Seorang penulis pernah mengungkapkan kalau lebih produktif menulis saat patah hati. Dan, hal tersebut terbukti dengan jumlah karyanya dan yang terakhir menceritakan tentang kisah patah hati. Entah bagaimana, terkadang menulis bisa menjadi euforia untuk merayakan banyak hal, termasuk patah hati dan jatuh cinta. Pengalaman menulis A’an Mansyur dimulai sejak ia tinggal jauh dari ibunya, ia sering menceritakan sesuatu kepada ibunya lewat tulisan. Bagi A’an Mansyur tulisannya lebih mewakili apa yang ingin ia sampaikan kepada ibunya. Setiap orang mungkin perlu berusaha menemukan alasan personal untuk mulai menulis. Justru yang membuat banyak orang tidak lekas mulai untuk menulis bisa jadi adalah ekspektasi untuk bisa menulis karya semonumental tetralogi Bumi Manusia.
Beberapa bulan yang lalu saya ingin menulis puisi tentang pohon Ulin dan Gaharu, tapi sampai saat membuat tulisan ini belum selesai juga. Jika saya teruskan mungkin akan menjadi puisi yang rumpang. Sebenarnya banyak sekali tulisan saya yang belum selesai, bukanya hanya rumpang tapi cuma berupa judul. Berkali-kali, tercecer, dan hilang. Salah satu hal yang saya lakukan untuk menambal tulisan-tulisan yang rumpang dan tak kunjung selesai adalah membaca. Membaca bisa menjadi tulisan lebih berbobot, selain itu juga bisa menjadi jembatan untuk menyambung ide pada saat proses menulis. Apakah membaca bisa meningkatkan keterampilan dan kreatifitas menulis? Bisa jadi iya, tapi yang lebih signifikan adalah proses menulis itu sendiri.
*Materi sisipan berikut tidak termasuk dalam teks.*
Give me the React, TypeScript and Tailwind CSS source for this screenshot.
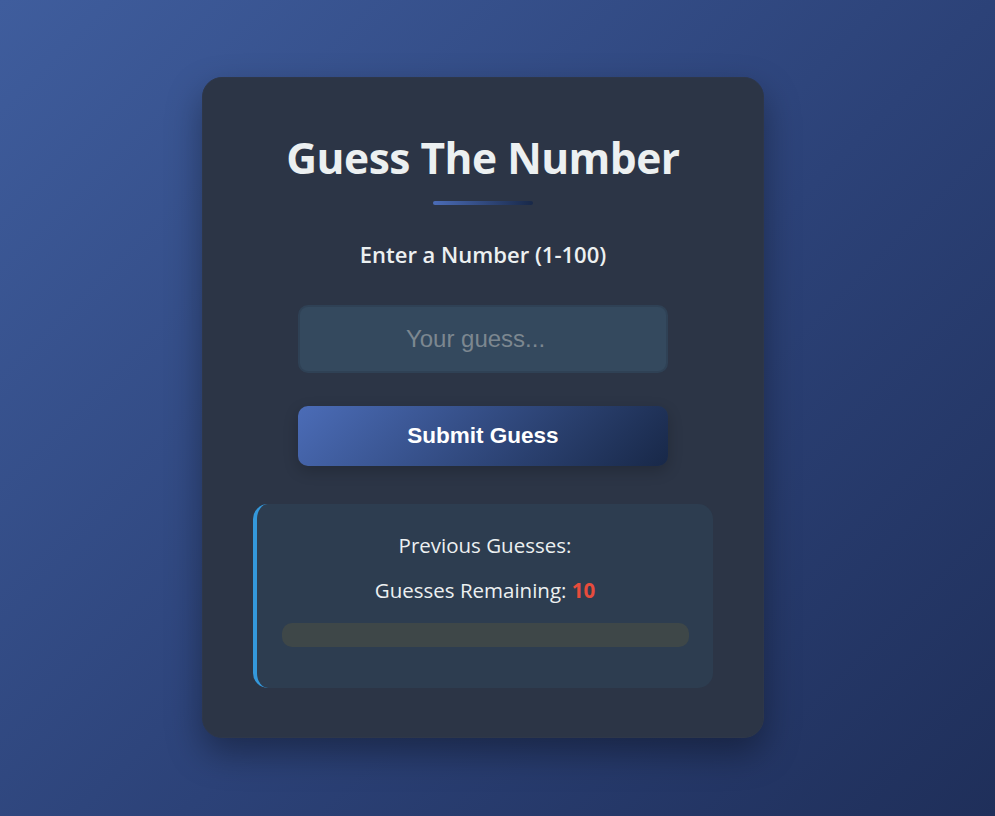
import React, { useState } from "react";

const App: React.FC = () => {
  const [guess, setGuess] = useState<string>("");
  const [guesses, setGuesses] = useState<number[]>([]);
  const remaining = 10 - guesses.length;

  function handleSubmit(): void {
    const n = parseInt(guess, 10);
    if (isNaN(n) || n < 1 || n > 100 || remaining <= 0) return;
    setGuesses([...guesses, n]);
    setGuess("");
  }

  return (
    <div className="min-h-screen w-full bg-[linear-gradient(135deg,#3f5d9d_0%,#2c4278_55%,#1f2f5a_100%)] flex justify-center pr-[29px] pt-[77px] pb-[78px] font-['Open_Sans','Noto_Sans',sans-serif]">
      <div className="w-[562px] h-[661px] rounded-[20px] bg-[#2c3546] border border-[#2e3749] shadow-[0_15px_35px_rgba(0,0,0,0.35)] px-[50px] pt-[56px] flex flex-col items-center">
        {/* Heading */}
        <h1 className="text-[42.5px] leading-[48px] font-bold text-[#ecf0f1] tracking-[-0.5px]">
          Guess The Number
        </h1>
        <div className="mt-[19px] h-[4px] w-[100px] rounded-full bg-[linear-gradient(90deg,#4b6cb7,#182848)]" />

        <p className="mt-[35px] text-[22px] leading-[28px] font-semibold text-[#ecf0f1]">
          Enter a Number (1-100)
        </p>

        {/* Input + button */}
        <input
          type="number"
          value={guess}
          onChange={(e) => setGuess(e.target.value)}
          placeholder="Your guess..."
          className="mt-[37px] w-[370px] h-[68px] rounded-[10px] bg-[#34495e] border-2 border-[#2f4155] text-center text-[24px] text-[#ecf0f1] placeholder:text-[#7c8790] font-['Liberation_Sans',Arial,sans-serif] outline-none"
        />
        <button
          onClick={handleSubmit}
          className="mt-[33px] w-[370px] h-[60px] rounded-[10px] bg-[linear-gradient(135deg,#4b6cb7,#182848)] text-white text-[22.5px] font-bold font-['Liberation_Sans',Arial,sans-serif] shadow-[0_5px_15px_rgba(0,0,0,0.2)]"
        >
          Submit Guess
        </button>

        {/* Results */}
        <div className="mt-[38px] w-[460px] h-[184px] rounded-[15px] bg-[#2d3d50] border-l-4 border-[#3498db] pt-[27px] flex flex-col items-center">
          <p className="text-[20.5px] leading-[28px] text-[#ecf0f1]">
            Previous Guesses: {guesses.join(", ")}
          </p>
          <p className="mt-[17px] text-[20.5px] leading-[28px] text-[#ecf0f1]">
            Guesses Remaining:{" "}
            <span className="font-bold text-[#e74c3c]">{remaining}</span>
          </p>
          <div className="mt-[19px] w-[407px] h-[24px] rounded-[10px] bg-[#3e4748] overflow-hidden">
            <div
              className="h-full bg-[#3498db]"
              style={{ width: `${(guesses.length / 10) * 100}%` }}
            />
          </div>
        </div>
      </div>
    </div>
  );
};

export default App;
Salah satu cakupan literasi menjelaskan bahwa membaca dan menulis pada dasarnya merupakan seperangkat keterampilan yang berdiri sendiri-sendiri (autonom), ibarat saudara yang hidup dalam satu rumah. Jika mengetik baca-tulis atau reading and writing di mesin pencarian Google akan muncul jutaan hasil pencarian dalam berbagai bentuk tulisan. Rasanya tidak perlu membaca semua tulisan dari hasil pencarian tersebut untuk mulai berliterasi. Ngopi bareng dan saling memberi ruang untuk berbincang. Di kesempatan lain saling melempar canda dalam puisi atau sesekali perlu untuk ngrasani buku (sebutan dari seorang rekan). Kenapa disebut ngrasani buku? Ya mungkin, setidaknya jika tidak dapat ilmunya setidaknya mendapatkan hiburan dari buku yang dirasani. Kalau di kampus dulu saya sering mengikuti sebuah forum bernama Disja atau Diskusi Senja yang mengingatkan pada tiga kata; aksara, pena, dan cakrawala. Ketiga kata tersebut cukup representatif untuk mewakili visi-misi literasi dengan sederhana. Membaca, menulis, dan berpandangan jauh.